* Begin *
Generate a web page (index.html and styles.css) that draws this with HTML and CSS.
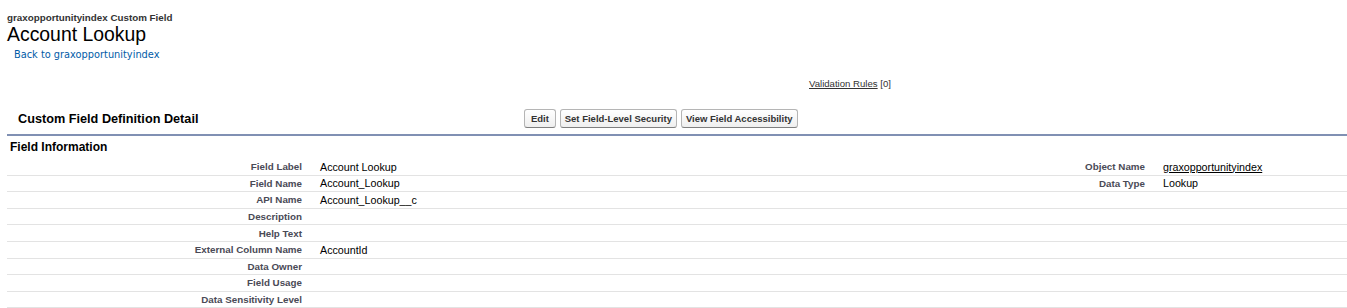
FILE: index.html
```html
<!DOCTYPE html>
<html lang="en">
<head>
    <meta charset="UTF-8">
    <title>Account Lookup ~ Custom Field</title>
    <link rel="stylesheet" href="styles.css">
</head>
<body>
    <div class="page">
        <div class="page-title">
            <div class="page-type">graxopportunityindex Custom Field</div>
            <h1 class="page-desc">Account Lookup</h1>
            <div class="breadcrumb"><a href="#">Back to graxopportunityindex</a></div>
        </div>

        <div class="hover-links">
            <a href="#">Validation Rules</a> <span class="count">[0]</span>
        </div>

        <div class="block">
            <div class="block-header">
                <h2 class="block-title">Custom Field Definition Detail</h2>
                <div class="buttons">
                    <button class="btn">&thinsp;Edit&thinsp;</button>
                    <button class="btn">Set Field-Level Security</button>
                    <button class="btn">View Field Accessibility</button>
                </div>
            </div>

            <h3 class="section-title">Field Information</h3>
            <table class="detail">
                <colgroup>
                    <col class="c-label">
                    <col class="c-data">
                    <col class="c-label2">
                    <col>
                </colgroup>
                <tr>
                    <td class="label">Field Label</td>
                    <td class="data">Account Lookup</td>
                    <td class="label">Object Name</td>
                    <td class="data"><a href="#">graxopportunityindex</a></td>
                </tr>
                <tr>
                    <td class="label">Field Name</td>
                    <td class="data">Account_Lookup</td>
                    <td class="label">Data Type</td>
                    <td class="data">Lookup</td>
                </tr>
                <tr>
                    <td class="label">API Name</td>
                    <td class="data">Account_Lookup__c</td>
                    <td class="label"></td>
                    <td class="data"></td>
                </tr>
                <tr>
                    <td class="label">Description</td>
                    <td class="data"></td>
                    <td class="label"></td>
                    <td class="data"></td>
                </tr>
                <tr>
                    <td class="label">Help Text</td>
                    <td class="data"></td>
                    <td class="label"></td>
                    <td class="data"></td>
                </tr>
                <tr>
                    <td class="label">External Column Name</td>
                    <td class="data">AccountId</td>
                    <td class="label"></td>
                    <td class="data"></td>
                </tr>
                <tr>
                    <td class="label">Data Owner</td>
                    <td class="data"></td>
                    <td class="label"></td>
                    <td class="data"></td>
                </tr>
                <tr>
                    <td class="label">Field Usage</td>
                    <td class="data"></td>
                    <td class="label"></td>
                    <td class="data"></td>
                </tr>
                <tr>
                    <td class="label">Data Sensitivity Level</td>
                    <td class="data"></td>
                    <td class="label"></td>
                    <td class="data"></td>
                </tr>
            </table>
        </div>
    </div>
</body>
</html>
```

FILE: styles.css
```css
body {
    margin: 0;
    font-family: "Liberation Sans", Arial, sans-serif;
    color: #000;
    background: #fff;
}
.page {
    padding: 12px 0 0 7px;
}
.page-type {
    font-size: 9.8px;
    font-weight: bold;
    color: #333;
    line-height: 12px;
}
.page-desc {
    margin: 0;
    font-size: 19.4px;
    font-weight: normal;
    line-height: 20px;
}
.breadcrumb {
    padding: 5px 0 0 7px;
    font-family: "DejaVu Sans", Verdana, sans-serif;
    font-size: 9.8px;
    line-height: 12px;
}
.breadcrumb a {
    color: #015ba7;
    text-decoration: none;
}
.hover-links {
    margin: 17px 0 0 802px;
    font-size: 9.6px;
    line-height: 12px;
    color: #333;
}
.hover-links a {
    color: #333;
}
.block-header {
    display: flex;
    align-items: center;
    height: 31px;
    margin-top: 13px;
    border-bottom: 2px solid #8090b3;
}
.block-title {
    margin: 0;
    width: 506px;
    padding-left: 11px;
    font-size: 12.7px;
    font-weight: bold;
}
.buttons {
    display: flex;
    gap: 4px;
}
.btn {
    font-family: "Liberation Sans", Arial, sans-serif;
    font-size: 9.5px;
    font-weight: bold;
    color: #333;
    padding: 0 4px;
    height: 19px;
    border: 1px solid #b5b5b5;
    border-bottom-color: #7f7f7f;
    border-radius: 3px;
    background: linear-gradient(#ffffff, #efefef);
}
.section-title {
    margin: 0;
    padding: 5px 0 0 3px;
    font-size: 12px;
    font-weight: bold;
    line-height: 13px;
}
.detail {
    width: 100%;
    border-collapse: collapse;
    table-layout: fixed;
    margin-top: 5px;
}
.c-label { width: 303px; }
.c-data { width: 663px; }
.c-label2 { width: 180px; }
.detail td {
    height: 15.6px;
    padding: 0;
    border-bottom: 1px solid #e3e3e3;
    vertical-align: middle;
}
.label {
    text-align: right;
    padding-right: 8px !important;
    font-size: 9.8px;
    font-weight: bold;
    color: #4a4a56;
}
.data {
    padding-left: 10px !important;
    font-size: 10.7px;
}
.data a {
    color: #000;
}
```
* End *
◆ **Work to be completed**
Count the lines above in which the word "page" appears, then state only that count.

◆ **Task result**
8